◆ Prompt: The material below includes pictures; leave them out and return only the lines between the line containing "What React and" and the line containing "const [score] = React.useState(4);", inclusive, word for word.

◆ Exercise materials:
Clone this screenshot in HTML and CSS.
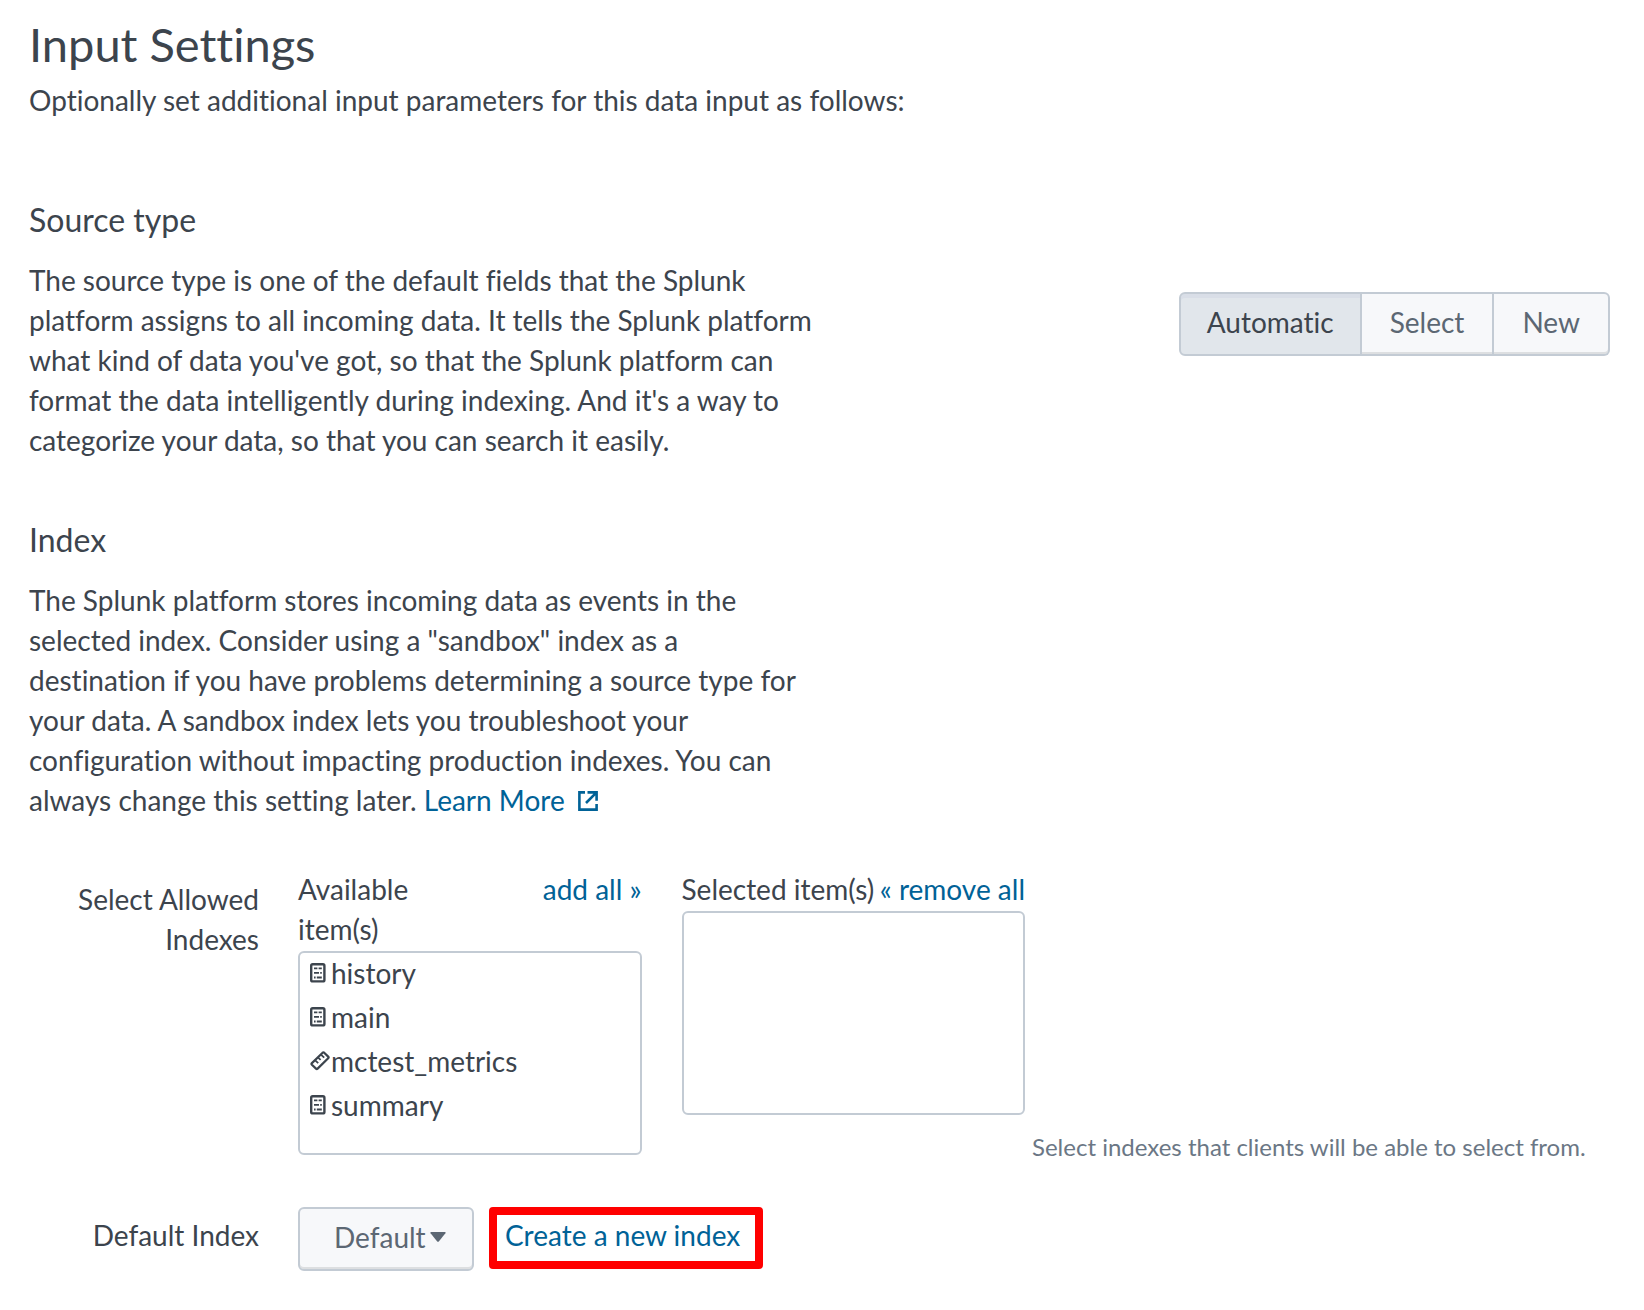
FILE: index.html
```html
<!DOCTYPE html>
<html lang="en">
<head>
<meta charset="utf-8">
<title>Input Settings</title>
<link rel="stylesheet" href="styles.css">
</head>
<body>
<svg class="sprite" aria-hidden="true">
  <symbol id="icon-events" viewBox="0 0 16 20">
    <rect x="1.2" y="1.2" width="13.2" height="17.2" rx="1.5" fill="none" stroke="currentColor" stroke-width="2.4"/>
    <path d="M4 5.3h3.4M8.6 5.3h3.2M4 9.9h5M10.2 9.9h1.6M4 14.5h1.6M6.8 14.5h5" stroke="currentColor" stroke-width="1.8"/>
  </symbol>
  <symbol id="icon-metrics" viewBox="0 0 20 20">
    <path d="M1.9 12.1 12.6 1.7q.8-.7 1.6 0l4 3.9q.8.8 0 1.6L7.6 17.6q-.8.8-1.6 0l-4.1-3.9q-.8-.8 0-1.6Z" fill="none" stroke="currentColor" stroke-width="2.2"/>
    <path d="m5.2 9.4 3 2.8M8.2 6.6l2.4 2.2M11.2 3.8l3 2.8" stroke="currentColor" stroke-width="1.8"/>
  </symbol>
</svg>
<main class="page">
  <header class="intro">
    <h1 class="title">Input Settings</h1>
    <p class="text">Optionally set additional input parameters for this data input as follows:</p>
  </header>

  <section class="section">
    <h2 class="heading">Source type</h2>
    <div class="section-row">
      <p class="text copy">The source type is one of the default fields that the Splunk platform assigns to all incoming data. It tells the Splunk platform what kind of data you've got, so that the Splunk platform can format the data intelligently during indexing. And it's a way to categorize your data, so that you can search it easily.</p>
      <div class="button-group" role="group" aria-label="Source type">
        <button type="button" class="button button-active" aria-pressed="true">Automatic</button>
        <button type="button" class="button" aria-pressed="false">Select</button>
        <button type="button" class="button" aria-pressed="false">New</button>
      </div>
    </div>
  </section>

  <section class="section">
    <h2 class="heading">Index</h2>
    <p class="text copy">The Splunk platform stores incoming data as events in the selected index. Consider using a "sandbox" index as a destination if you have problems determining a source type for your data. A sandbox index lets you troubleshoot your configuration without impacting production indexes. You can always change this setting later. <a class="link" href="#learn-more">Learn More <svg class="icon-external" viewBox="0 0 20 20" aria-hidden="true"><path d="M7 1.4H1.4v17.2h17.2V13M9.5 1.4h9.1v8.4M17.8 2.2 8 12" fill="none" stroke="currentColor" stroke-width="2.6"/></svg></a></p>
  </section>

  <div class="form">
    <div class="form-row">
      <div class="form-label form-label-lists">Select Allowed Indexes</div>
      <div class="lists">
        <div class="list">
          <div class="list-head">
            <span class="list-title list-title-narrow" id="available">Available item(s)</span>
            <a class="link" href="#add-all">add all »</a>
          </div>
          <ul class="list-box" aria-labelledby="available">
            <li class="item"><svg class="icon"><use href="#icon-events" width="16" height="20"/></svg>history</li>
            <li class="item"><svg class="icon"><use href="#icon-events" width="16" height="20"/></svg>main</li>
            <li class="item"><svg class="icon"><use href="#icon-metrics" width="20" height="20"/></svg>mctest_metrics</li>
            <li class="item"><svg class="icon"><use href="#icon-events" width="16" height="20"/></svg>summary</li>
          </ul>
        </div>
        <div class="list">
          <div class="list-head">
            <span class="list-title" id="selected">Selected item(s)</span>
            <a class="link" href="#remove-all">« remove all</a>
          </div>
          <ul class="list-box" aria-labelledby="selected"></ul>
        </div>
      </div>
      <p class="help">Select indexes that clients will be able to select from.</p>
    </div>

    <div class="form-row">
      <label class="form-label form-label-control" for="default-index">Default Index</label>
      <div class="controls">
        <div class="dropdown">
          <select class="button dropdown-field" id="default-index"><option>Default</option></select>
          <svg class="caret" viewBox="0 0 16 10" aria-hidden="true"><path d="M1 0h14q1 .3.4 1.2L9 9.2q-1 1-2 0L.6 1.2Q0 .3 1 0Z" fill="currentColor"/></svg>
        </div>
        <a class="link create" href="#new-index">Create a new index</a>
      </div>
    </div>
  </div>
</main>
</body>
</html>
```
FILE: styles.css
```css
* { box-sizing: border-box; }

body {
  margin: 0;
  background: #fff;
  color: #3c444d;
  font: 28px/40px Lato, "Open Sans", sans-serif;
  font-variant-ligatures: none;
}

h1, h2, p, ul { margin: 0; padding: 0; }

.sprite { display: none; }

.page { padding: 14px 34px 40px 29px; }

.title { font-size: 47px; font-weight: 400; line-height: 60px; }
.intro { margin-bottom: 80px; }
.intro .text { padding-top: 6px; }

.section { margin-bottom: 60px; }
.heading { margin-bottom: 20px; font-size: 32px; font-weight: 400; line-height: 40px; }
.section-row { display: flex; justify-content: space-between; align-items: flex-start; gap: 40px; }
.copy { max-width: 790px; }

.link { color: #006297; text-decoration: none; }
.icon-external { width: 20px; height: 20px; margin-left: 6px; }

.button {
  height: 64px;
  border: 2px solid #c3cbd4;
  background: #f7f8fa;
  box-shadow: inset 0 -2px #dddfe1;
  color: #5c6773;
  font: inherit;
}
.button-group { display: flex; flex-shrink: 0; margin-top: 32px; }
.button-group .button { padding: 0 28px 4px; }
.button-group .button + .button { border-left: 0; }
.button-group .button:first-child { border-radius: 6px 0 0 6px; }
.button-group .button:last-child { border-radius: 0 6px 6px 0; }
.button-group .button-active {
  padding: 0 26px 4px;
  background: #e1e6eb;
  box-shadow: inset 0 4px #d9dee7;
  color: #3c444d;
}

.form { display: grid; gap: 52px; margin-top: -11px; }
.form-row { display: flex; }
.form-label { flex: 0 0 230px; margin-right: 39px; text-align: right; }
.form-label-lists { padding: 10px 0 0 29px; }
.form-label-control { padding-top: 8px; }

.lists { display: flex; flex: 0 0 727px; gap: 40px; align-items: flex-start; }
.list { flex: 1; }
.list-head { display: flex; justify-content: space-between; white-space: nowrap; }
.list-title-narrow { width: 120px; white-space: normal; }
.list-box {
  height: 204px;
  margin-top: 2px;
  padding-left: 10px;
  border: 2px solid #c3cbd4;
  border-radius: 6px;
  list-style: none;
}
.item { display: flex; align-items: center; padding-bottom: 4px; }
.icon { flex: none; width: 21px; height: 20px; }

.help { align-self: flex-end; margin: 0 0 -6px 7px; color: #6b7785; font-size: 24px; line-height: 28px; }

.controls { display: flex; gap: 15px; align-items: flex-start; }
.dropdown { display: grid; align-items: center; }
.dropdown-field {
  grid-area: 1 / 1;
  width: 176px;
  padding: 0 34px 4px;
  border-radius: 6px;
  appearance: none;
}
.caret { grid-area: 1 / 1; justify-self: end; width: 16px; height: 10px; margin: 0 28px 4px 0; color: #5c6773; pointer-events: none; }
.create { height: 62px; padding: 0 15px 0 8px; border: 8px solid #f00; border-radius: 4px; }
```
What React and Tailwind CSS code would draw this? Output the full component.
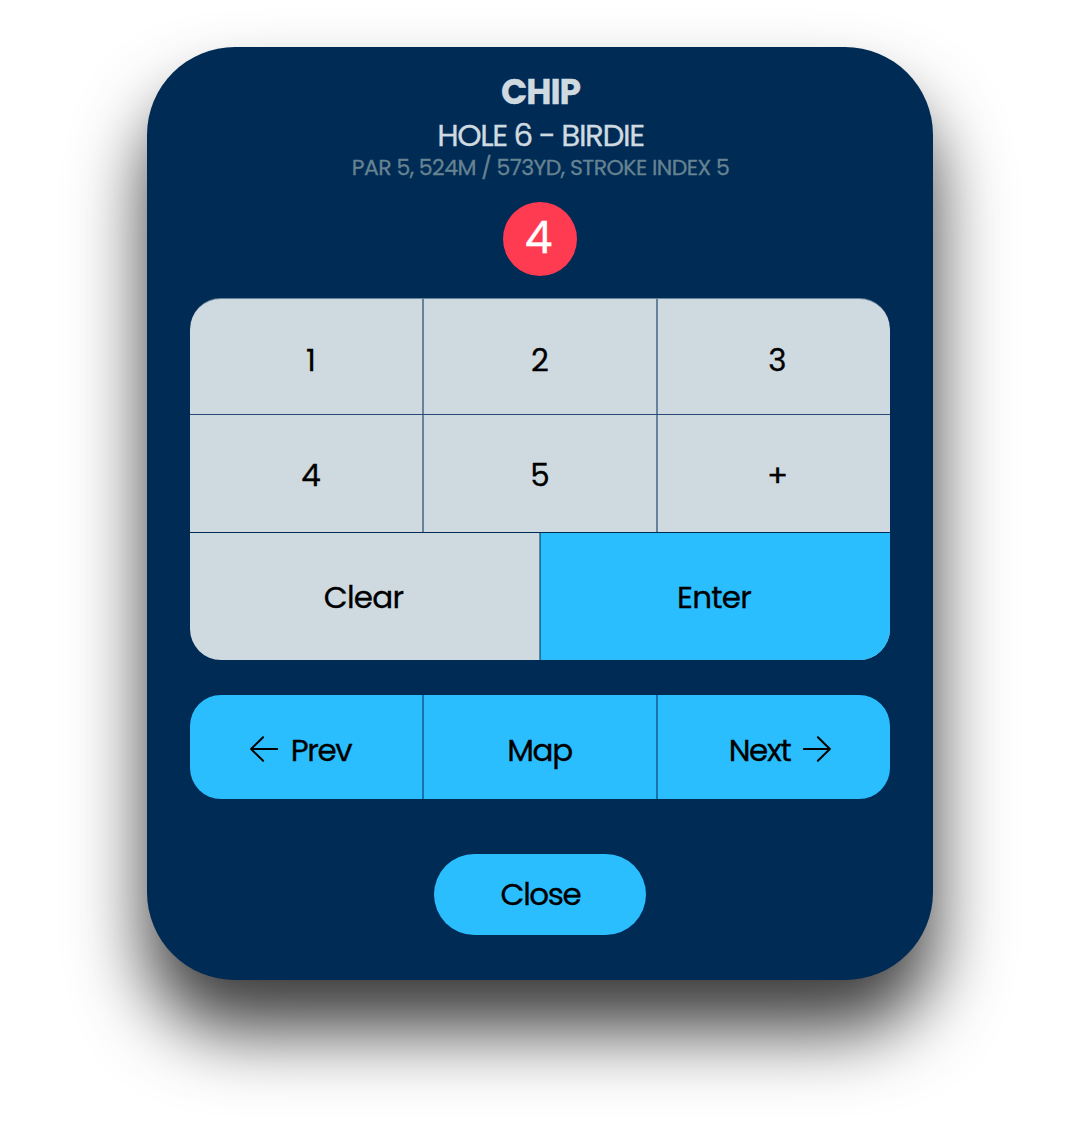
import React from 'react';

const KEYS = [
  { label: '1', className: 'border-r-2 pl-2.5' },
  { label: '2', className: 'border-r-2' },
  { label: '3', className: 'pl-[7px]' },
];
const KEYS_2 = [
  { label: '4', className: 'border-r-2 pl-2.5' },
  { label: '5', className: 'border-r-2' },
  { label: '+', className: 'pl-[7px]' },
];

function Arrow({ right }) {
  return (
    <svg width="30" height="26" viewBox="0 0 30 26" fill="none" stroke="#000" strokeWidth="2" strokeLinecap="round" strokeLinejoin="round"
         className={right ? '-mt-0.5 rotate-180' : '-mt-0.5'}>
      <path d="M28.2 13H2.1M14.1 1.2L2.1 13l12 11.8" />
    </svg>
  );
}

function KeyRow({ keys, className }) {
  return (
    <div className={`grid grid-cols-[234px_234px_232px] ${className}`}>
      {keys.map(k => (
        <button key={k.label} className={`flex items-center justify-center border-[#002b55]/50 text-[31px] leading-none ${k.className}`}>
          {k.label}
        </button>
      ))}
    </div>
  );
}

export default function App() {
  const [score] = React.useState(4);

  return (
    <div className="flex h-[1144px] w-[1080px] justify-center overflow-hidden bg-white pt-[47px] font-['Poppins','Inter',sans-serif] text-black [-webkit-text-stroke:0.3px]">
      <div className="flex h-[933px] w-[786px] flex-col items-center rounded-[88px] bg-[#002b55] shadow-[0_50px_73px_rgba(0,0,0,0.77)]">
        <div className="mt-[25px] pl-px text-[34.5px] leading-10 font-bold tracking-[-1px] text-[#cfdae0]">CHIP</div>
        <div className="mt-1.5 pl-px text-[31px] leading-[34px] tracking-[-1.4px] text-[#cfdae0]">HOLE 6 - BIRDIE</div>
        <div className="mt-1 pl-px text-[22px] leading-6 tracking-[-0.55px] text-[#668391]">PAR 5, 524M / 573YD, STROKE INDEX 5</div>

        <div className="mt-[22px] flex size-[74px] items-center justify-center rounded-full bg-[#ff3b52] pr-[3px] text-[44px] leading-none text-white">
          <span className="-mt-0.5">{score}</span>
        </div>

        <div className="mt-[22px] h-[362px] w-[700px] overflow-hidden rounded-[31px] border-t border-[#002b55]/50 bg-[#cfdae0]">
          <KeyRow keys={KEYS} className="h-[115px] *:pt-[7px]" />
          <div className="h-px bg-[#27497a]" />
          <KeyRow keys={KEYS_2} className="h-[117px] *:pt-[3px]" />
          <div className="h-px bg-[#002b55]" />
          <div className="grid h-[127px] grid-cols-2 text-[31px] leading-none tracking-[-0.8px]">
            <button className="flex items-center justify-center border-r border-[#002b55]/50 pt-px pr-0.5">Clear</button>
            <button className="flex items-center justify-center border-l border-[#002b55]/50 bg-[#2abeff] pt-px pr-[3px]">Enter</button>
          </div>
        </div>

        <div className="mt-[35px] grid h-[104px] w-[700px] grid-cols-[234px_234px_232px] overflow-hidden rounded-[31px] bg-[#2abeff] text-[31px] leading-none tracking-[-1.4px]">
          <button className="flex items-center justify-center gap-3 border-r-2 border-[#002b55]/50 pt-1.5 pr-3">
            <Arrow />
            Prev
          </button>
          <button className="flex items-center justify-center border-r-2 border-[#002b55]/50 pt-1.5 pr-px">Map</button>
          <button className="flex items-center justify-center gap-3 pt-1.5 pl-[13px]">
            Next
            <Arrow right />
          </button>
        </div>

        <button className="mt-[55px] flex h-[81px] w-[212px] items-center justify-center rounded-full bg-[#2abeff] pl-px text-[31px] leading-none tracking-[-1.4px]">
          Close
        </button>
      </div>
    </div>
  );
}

◆ The result:
What React and Tailwind CSS code would draw this? Output the full component.
import React from 'react';

const KEYS = [
  { label: '1', className: 'border-r-2 pl-2.5' },
  { label: '2', className: 'border-r-2' },
  { label: '3', className: 'pl-[7px]' },
];
const KEYS_2 = [
  { label: '4', className: 'border-r-2 pl-2.5' },
  { label: '5', className: 'border-r-2' },
  { label: '+', className: 'pl-[7px]' },
];

function Arrow({ right }) {
  return (
    <svg width="30" height="26" viewBox="0 0 30 26" fill="none" stroke="#000" strokeWidth="2" strokeLinecap="round" strokeLinejoin="round"
         className={right ? '-mt-0.5 rotate-180' : '-mt-0.5'}>
      <path d="M28.2 13H2.1M14.1 1.2L2.1 13l12 11.8" />
    </svg>
  );
}

function KeyRow({ keys, className }) {
  return (
    <div className={`grid grid-cols-[234px_234px_232px] ${className}`}>
      {keys.map(k => (
        <button key={k.label} className={`flex items-center justify-center border-[#002b55]/50 text-[31px] leading-none ${k.className}`}>
          {k.label}
        </button>
      ))}
    </div>
  );
}

export default function App() {
  const [score] = React.useState(4);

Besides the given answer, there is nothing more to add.